The absentee ballot drop box in Wilton is right up against the Town Clerk's window.
The absentee ballot drop box in Wilton is right up against the Town Clerk's window. Credit: Courtesy photo—

2020 is the first year that absentee ballot drop boxes are allowed for New Hampshire’s elections, but most towns aren’t bothering due to the restrictions on their use, despite high numbers of absentee ballot requests.

“Drop boxes will be permitted as long as they are staffed by a member of the clerk’s office that knows how to handle absentee ballots,” Deputy Secretary of State Dave Scanlon said. “There really is no difference,” in procedure, he said, between turning in an absentee ballot at the counter of a clerk’s office and putting it in a drop box.

Voters may need to show identification to the person supervising the ballot box, Scanlon said, and delivery agents such as extended family members, elder care directors and nursing home administrators must sign an affidavit and show ID as well, he said. There’s been some confusion throughout the state since many Town Clerk’s offices have drop boxes for turning in property taxes and other business, but those “have never been acceptable for dropping off absentee ballots,” he said.

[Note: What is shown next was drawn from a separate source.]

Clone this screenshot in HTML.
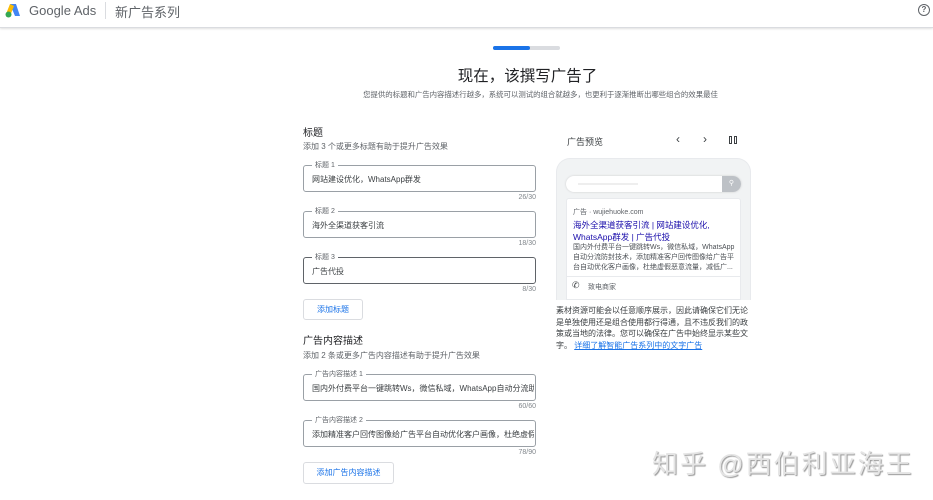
<!DOCTYPE html>
<html><head><meta charset="utf-8"><style>
*{margin:0;padding:0;box-sizing:border-box}
body{width:933px;height:500px;overflow:hidden;background:#fff;font-family:"Liberation Sans","Noto Sans CJK SC",sans-serif;color:#3c4043;position:relative}
.a{position:absolute;white-space:nowrap}
.f{position:absolute;left:303px;width:233px;height:27px;border:1px solid #9aa0a6;border-radius:3px}
.f span.l{position:absolute;top:-6px;left:8px;background:#fff;padding:0 3px;font-size:7px;color:#5f6368}
.f span.v{position:absolute;top:8px;left:8px;font-size:8px;color:#3c4043;white-space:nowrap;overflow:hidden;width:222px}
.c{position:absolute;font-size:7px;color:#80868b;right:397px}
.btn{position:absolute;left:303px;border:1px solid #dadce0;border-radius:3px;color:#1a73e8;font-size:8px;text-align:center}
</style></head><body>
<div class="a" style="left:0;top:0;width:933px;height:28px;border-bottom:1px solid #dadce0;box-shadow:0 1px 2px #e0e0e0"></div>
<svg class="a" style="left:5px;top:3px" width="16" height="15" viewBox="0 0 16 15"><path d="M5 1 L11 1 L15 13 L10 13Z" fill="#4285f4"/><path d="M5 1 L9 3 L5 13 L1 11Z" fill="#fbbc04"/><circle cx="3.5" cy="11.5" r="3" fill="#34a853"/></svg>
<div class="a" style="left:29px;top:3px;font-size:13px;color:#5f6368">Google Ads</div>
<div class="a" style="left:105px;top:2px;width:1px;height:17px;background:#dadce0"></div>
<div class="a" style="left:115px;top:2px;font-size:13px;color:#5f6368">新广告系列</div>
<div class="a" style="left:918px;top:4px;width:12px;height:12px;border:1.5px solid #5f6368;border-radius:50%;font-size:8px;text-align:center;line-height:9px;color:#5f6368;font-weight:bold">?</div>
<div class="a" style="left:493px;top:46px;width:67px;height:4px;background:#dadce0;border-radius:2px"></div>
<div class="a" style="left:493px;top:46px;width:37px;height:4px;background:#1a73e8;border-radius:2px"></div>
<div class="a" style="left:0;width:1055px;text-align:center;top:64px;font-size:15.5px;color:#202124">现在，该撰写广告了</div>
<div class="a" style="left:0;width:1081px;text-align:center;top:89px;font-size:7.4px;color:#5f6368">您提供的标题和广告内容描述行越多，系统可以测试的组合就越多，也更利于逐渐推断出哪些组合的效果最佳</div>
<div class="a" style="left:303px;top:124px;font-size:10px;color:#202124">标题</div>
<div class="a" style="left:303px;top:141px;font-size:8px;color:#5f6368">添加 3 个或更多标题有助于提升广告效果</div>
<div class="f" style="top:165px"><span class="l">标题 1</span><span class="v">网站建设优化，WhatsApp群发</span></div>
<div class="c" style="top:194px">26/30</div>
<div class="f" style="top:211px"><span class="l">标题 2</span><span class="v">海外全渠道获客引流</span></div>
<div class="c" style="top:240px">18/30</div>
<div class="f" style="top:257px;border-color:#5f6368"><span class="l">标题 3</span><span class="v">广告代投</span></div>
<div class="c" style="top:286px">8/30</div>
<div class="btn" style="top:299px;width:60px;height:21px;line-height:19px">添加标题</div>
<div class="a" style="left:303px;top:332px;font-size:10px;color:#202124">广告内容描述</div>
<div class="a" style="left:303px;top:350px;font-size:8px;color:#5f6368">添加 2 条或更多广告内容描述有助于提升广告效果</div>
<div class="f" style="top:374px"><span class="l">广告内容描述 1</span><span class="v">国内外付费平台一键跳转Ws，微信私域，WhatsApp自动分流助手</span></div>
<div class="c" style="top:403px">60/60</div>
<div class="f" style="top:420px"><span class="l">广告内容描述 2</span><span class="v">添加精准客户回传图像给广告平台自动优化客户画像，杜绝虚假</span></div>
<div class="c" style="top:449px">78/90</div>
<div class="btn" style="top:462px;width:91px;height:22px;line-height:20px">添加广告内容描述</div>
<div class="a" style="left:567px;top:135px;font-size:9px;color:#3c4043">广告预览</div>
<div class="a" style="left:676px;top:132px;font-size:12px;color:#3c4043">‹</div>
<div class="a" style="left:703px;top:132px;font-size:12px;color:#3c4043">›</div>
<div class="a" style="left:729px;top:136px;width:3px;height:8px;border:1px solid #3c4043"></div>
<div class="a" style="left:734px;top:136px;width:3px;height:8px;border:1px solid #3c4043"></div>
<div class="a" style="left:556px;top:158px;width:195px;height:142px;background:#f1f3f4;border:1px solid #e8eaed;border-bottom:none;border-radius:14px 14px 0 0"></div>
<div class="a" style="left:566px;top:176px;width:175px;height:16px;background:#fff;border-radius:8px;box-shadow:0 0 2px #ccc"></div>
<div class="a" style="left:578px;top:183px;width:60px;height:2px;background:#eee"></div>
<div class="a" style="left:722px;top:176px;width:19px;height:16px;background:#bdc1c6;border-radius:0 8px 8px 0;color:#fff;font-size:7px;text-align:center;line-height:16px">⚲</div>
<div class="a" style="left:566px;top:198px;width:175px;height:102px;background:#fff;border:1px solid #e8eaed;border-radius:3px 3px 0 0"></div>
<div class="a" style="left:573px;top:207px;font-size:7px;color:#5f6368">广告 · wujiehuoke.com</div>
<div class="a" style="left:573px;top:219px;font-size:8.5px;color:#1a0dab;line-height:12px">海外全渠道获客引流 | 网站建设优化,<br>WhatsApp群发 | 广告代投</div>
<div class="a" style="left:573px;top:243px;font-size:7px;color:#4d5156;line-height:10px">国内外付费平台一键跳转Ws，微信私域，WhatsApp<br>自动分流防封技术，添加精准客户回传图像给广告平<br>台自动优化客户画像，杜绝虚假恶意流量，减低广...</div>
<div class="a" style="left:566px;top:276px;width:175px;height:1px;background:#e8eaed"></div>
<div class="a" style="left:572px;top:280px;font-size:9px;color:#3c4043">✆</div>
<div class="a" style="left:588px;top:282px;font-size:7px;color:#5f6368">致电商家</div>
<div class="a" style="left:556px;top:305px;font-size:8px;color:#3c4043;line-height:11.5px">素材资源可能会以任意顺序展示，因此请确保它们无论<br>是单独使用还是组合使用都行得通，且不违反我们的政<br>策或当地的法律。您可以确保在广告中始终显示某些文<br>字。 <span style="color:#1a73e8;text-decoration:underline">详细了解智能广告系列中的文字广告</span></div>
<div class="a" style="left:652px;top:444px;font-size:26px;color:#e4e4e4;text-shadow:1px 1px 1px #999;letter-spacing:2px">知乎 @西伯利亚海王</div>
</body></html>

Wilton is one town that’s still gone ahead with having an absentee ballot drop box. It’s a dedicated box set up on the windowsill outside of Town Clerk Jane Farrell’s office during business hours. It’s been inspected by someone from the state after they heard Wilton had a drop box, she said, and it was determined to meet state criteria because she can watch everyone hand their ballots off. So far, nobody Farrell doesn’t personally know has turned in a ballot, so she hasn’t had to ID anyone. It was worth doing because the Wilton Town Hall is still closed to the public, she said, so residents can’t otherwise just drop in and hand-deliver a ballot. Residents can schedule in-person appointments with the clerk’s office on the sidewalk, she said, and that’s how they’re conducting voter registrations. “We’re making it as doable as it can be for the public,” she said. She’s received over 200 absentee ballot requests this year, as compared to just 13 in the Sept. 2016 election. 

“I have never had so many for a primary,” Antrim Town Clerk Diane Chauncey said, noting that many residents were requesting ballots for the November election at the same time as their primary ballot. The Town Clerk offices in Antrim and Peterborough aren’t bothering with drop boxes because residents can hand-deliver their absentee ballots during business hours. In Greenfield, where the town offices remain closed to the public, Town Clerk Dorene Adams has been receiving absentee ballots by the mail and at the office by appointment, “and it is working out fine,” she said. In Francestown, the Town Clerk’s office is opening from 3 to 5 p.m. on Labor Day specifically to give residents one last chance to hand-deliver their absentee ballots before the Sept. 8 primary. Peterborough Town Clerk Linda Guyette recently reminded residents that ballots may not be emailed or put through the Town House mail slot.